Mark Zuckerberg kept his inner circle small.

Last month, the Meta CEO gathered a select group of top policy and communications executives to discuss the company’s approach to online speech. After meeting President-elect Donald Trump at Mar-a-Lago over Thanksgiving, Zuckerberg decided to implement sweeping changes. He now needed his team to translate those ideas into policy.

Over the following weeks, Zuckerberg and his hand-picked group held discussions through Zoom calls, conference calls, and late-night chats. Some employees worked through family dinners and holiday breaks, while Zuckerberg contributed between visits to his homes in the San Francisco Bay Area and Kauai. By New Year’s Day, he was ready to announce the changes, according to four current and former Meta employees and advisers who spoke on condition of anonymity.
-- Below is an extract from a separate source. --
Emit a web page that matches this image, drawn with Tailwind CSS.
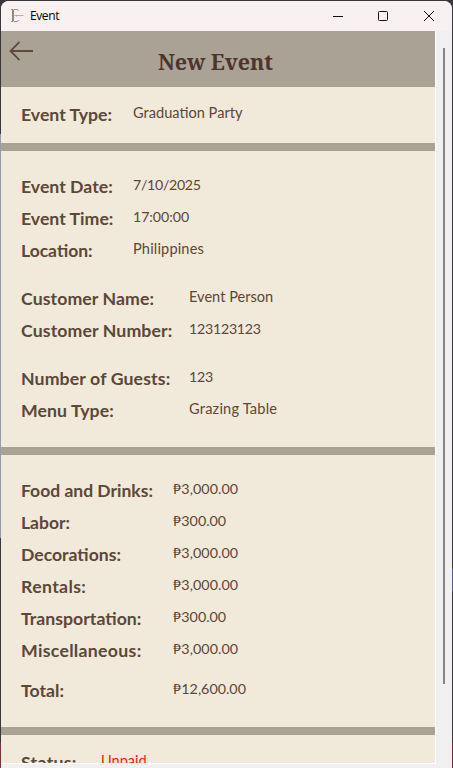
<!DOCTYPE html>
<html lang="en">
<head>
<meta charset="utf-8">
<title>Event</title>
<script src="https://cdn.jsdelivr.net/npm/@tailwindcss/browser@4"></script>
</head>
<body class="h-[768px] w-[453px] overflow-hidden bg-[#39373b]">
<div class="relative h-[768px] w-[453px] overflow-hidden bg-linear-to-b from-[#39373b] from-[134px] via-[#929db0] via-[134px] to-[#929db0] to-[538px] pl-px pr-px pt-px">
  <div class="absolute left-0 top-[538px] h-[205px] w-px bg-[#39373b]"></div>
  <div class="absolute left-0 top-[743px] h-[25px] w-px bg-[#7b3446]"></div>
  <div class="absolute right-0 top-0 h-[743px] w-px bg-[#39373b]"></div>
  <div class="absolute right-0 top-[569px] h-[22px] w-px bg-[#5a5690]"></div>
  <div class="absolute right-0 top-[743px] h-[25px] w-px bg-[#6b2d42]"></div>
  <div class="absolute left-0 top-0 h-5 w-full bg-[#39373b]"></div>
  <div class="relative flex h-[767px] flex-col overflow-hidden rounded-t-[8px] bg-[#f0f0f0]">
    <header class="flex h-[30px] shrink-0 items-center bg-[#f9f0f1] pl-[9px]">
      <svg class="h-[16px] w-[16px]" viewBox="0 0 16 16" fill="none">
        <path d="M3 2v11" stroke="#85796f" stroke-width="1.800"/>
        <path d="M1 1.500h2.500M1 13.500h2.500" stroke="#9d9289"/>
        <path d="M4 1.500h3.500l1 1.500M4 13.500h3.500l1-1.500" stroke="#9d9289"/>
        <path d="M4.500 7.500h9" stroke="#b8afab"/><path d="M6.500 7v1.500" stroke="#a89e98"/>
      </svg>
      <span class="ml-[4px] font-['Open_Sans',sans-serif] text-[12px] leading-[16px] tracking-[-0.4px] text-black">Event</span>
      <svg class="ml-auto mr-[17px] h-[12px] w-[102px]" viewBox="0 0 102 12" fill="none" stroke="#111">
        <path d="M0 6.500h10"/><rect x="45.500" y="1.500" width="9" height="9" rx="1"/><path d="M91 1l10 10M101 1L91 11"/>
      </svg>
    </header>
    <div class="flex h-[737px]">
      <main class="h-[733px] w-[435px] overflow-hidden border-b border-r border-white bg-[#f1e9da] font-['Lato','Noto_Sans',sans-serif] text-[#5c4738]">
        <div class="flex h-[56px] bg-[#aaa294]">
          <svg class="ml-[8px] mt-[9px] h-[22px] w-[25px] shrink-0" viewBox="0 0 25 22" fill="none" stroke="#62493e" stroke-width="1.800"><path d="M24 11H1.500M10.500 1.800L1.500 11l9 9.200"/></svg>
          <h1 class="ml-[124px] mt-[15px] whitespace-nowrap font-['Noto_Serif','DejaVu_Serif_Condensed','DejaVu_Serif',serif] text-[21.500px] font-bold leading-[32px] tracking-[-0.1px] text-[#4e342e]">New Event</h1>
        </div>
        <section class="h-[56px] px-[20px] py-[12px]">
          <div class="grid h-8 grid-cols-[112px_1fr] whitespace-nowrap"><b class="text-[17.700px] leading-8">Event Type:</b><span class="text-[14.600px] leading-7">Graduation Party</span></div>
        </section>
        <div class="h-2 bg-[#aaa294]"></div>
        <section class="h-[296px] p-[20px] whitespace-nowrap">
          <div class="grid h-8 grid-cols-[112px_1fr]"><b class="text-[17.700px] leading-8">Event Date:</b><span class="text-[14.200px] leading-7 tracking-[-0.3px]">7/10/2025</span></div>
          <div class="grid h-8 grid-cols-[112px_1fr]"><b class="text-[17.700px] leading-8">Event Time:</b><span class="text-[14.200px] leading-7 tracking-[-0.050px]">17:00:00</span></div>
          <div class="grid h-8 grid-cols-[112px_1fr]"><b class="text-[17.500px] leading-8">Location:</b><span class="text-[14.600px] leading-7 tracking-[0.150px]">Philippines</span></div>
          <div class="mt-4 grid h-8 grid-cols-[168px_1fr]"><b class="text-[17.700px] leading-8 tracking-[0.080px]">Customer Name:</b><span class="text-[14.600px] leading-7">Event Person</span></div>
          <div class="grid h-8 grid-cols-[168px_1fr]"><b class="text-[17.700px] leading-8 tracking-[0.110px]">Customer Number:</b><span class="text-[14.200px] leading-7 tracking-[-0.250px]">123123123</span></div>
          <div class="mt-4 grid h-8 grid-cols-[168px_1fr]"><b class="text-[17.700px] leading-8 tracking-[0.120px]">Number of Guests:</b><span class="text-[14.200px] leading-7 tracking-[-0.2px]">123</span></div>
          <div class="grid h-8 grid-cols-[168px_1fr]"><b class="text-[17.700px] leading-8 tracking-[0.080px]">Menu Type:</b><span class="text-[14.600px] leading-7 tracking-[0.2px]">Grazing Table</span></div>
        </section>
        <div class="h-2 bg-[#aaa294]"></div>
        <section class="h-[272px] p-[20px] whitespace-nowrap">
          <div class="grid h-8 grid-cols-[152px_1fr]"><b class="text-[17.500px] leading-8">Food and Drinks:</b><span class="text-[14.300px] leading-7 tracking-[0.050px]">₱3,000.00</span></div>
          <div class="grid h-8 grid-cols-[152px_1fr]"><b class="text-[17.500px] leading-8">Labor:</b><span class="text-[14.300px] leading-7">₱300.00</span></div>
          <div class="grid h-8 grid-cols-[152px_1fr]"><b class="text-[17.600px] leading-8">Decorations:</b><span class="text-[14.300px] leading-7 tracking-[0.050px]">₱3,000.00</span></div>
          <div class="grid h-8 grid-cols-[152px_1fr]"><b class="text-[17.700px] leading-8 tracking-[0.350px]">Rentals:</b><span class="text-[14.300px] leading-7 tracking-[0.050px]">₱3,000.00</span></div>
          <div class="grid h-8 grid-cols-[152px_1fr]"><b class="text-[17.700px] leading-8">Transportation:</b><span class="text-[14.300px] leading-7">₱300.00</span></div>
          <div class="grid h-8 grid-cols-[152px_1fr]"><b class="text-[17.700px] leading-8 tracking-[0.3px]">Miscellaneous:</b><span class="text-[14.300px] leading-7 tracking-[0.050px]">₱3,000.00</span></div>
          <div class="mt-2 grid h-8 grid-cols-[152px_1fr]"><b class="text-[17.700px] leading-8">Total:</b><span class="text-[14.300px] leading-7">₱12,600.00</span></div>
        </section>
        <div class="h-2 bg-[#aaa294]"></div>
        <section class="px-[20px] pt-[12px]">
          <div class="grid h-8 grid-cols-[80px_1fr]"><b class="text-[17.700px] leading-8 tracking-[0.3px]">Status:</b><span class="text-[14.600px] leading-7 text-[#ff1a0a]">Unpaid</span></div>
        </section>
      </main>
      <div class="ml-[7px] mt-[17px] h-[636px] w-[2px] bg-[#858585]"></div>
    </div>
  </div>
</div>
</body>
</html>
The process was highly unconventional. Normally, Meta’s policy changes—affecting apps like Facebook, Instagram, WhatsApp, and Threads—take months and involve input from employees, civic leaders, and other stakeholders. This time, Zuckerberg condensed the process into a secretive six-week sprint, leaving even the company’s policy and integrity teams blindsided.

On Tuesday, most of Meta’s 72,000 employees learned of the changes alongside the public. The company announced it would loosen restrictions on discussions about contentious social issues such as immigration, gender, and sexuality. It also scrapped its fact-checking program, opting to rely on users to flag false information, and decided to reintroduce more political content into users’ feeds, reversing its earlier strategy of de-emphasizing such material.

The changes, which will significantly impact what users see online, have sparked mixed reactions. Trump and conservative groups praised the moves, while President Joe Biden, fact-checking organizations, and misinformation researchers criticized them. LGBTQ+ advocacy groups expressed concern, fearing the changes could lead to increased online and offline harassment.

Inside Meta, the reaction has been deeply divided. While some employees welcomed the changes, others were stunned, openly criticizing the decisions on internal message boards, with several expressing shame about working for the company.

The shakeup continued on Friday when Meta announced it would end its diversity, equity, and inclusion (DEI) efforts. The company eliminated the chief diversity officer role, discontinued its diversity hiring goals, and stopped prioritizing minority-owned vendors.

“Meta will now focus on applying fair and consistent practices that mitigate bias for everyone, regardless of background,” Janelle Gale, vice president of human resources, wrote in an internal memo shared with The New York Times.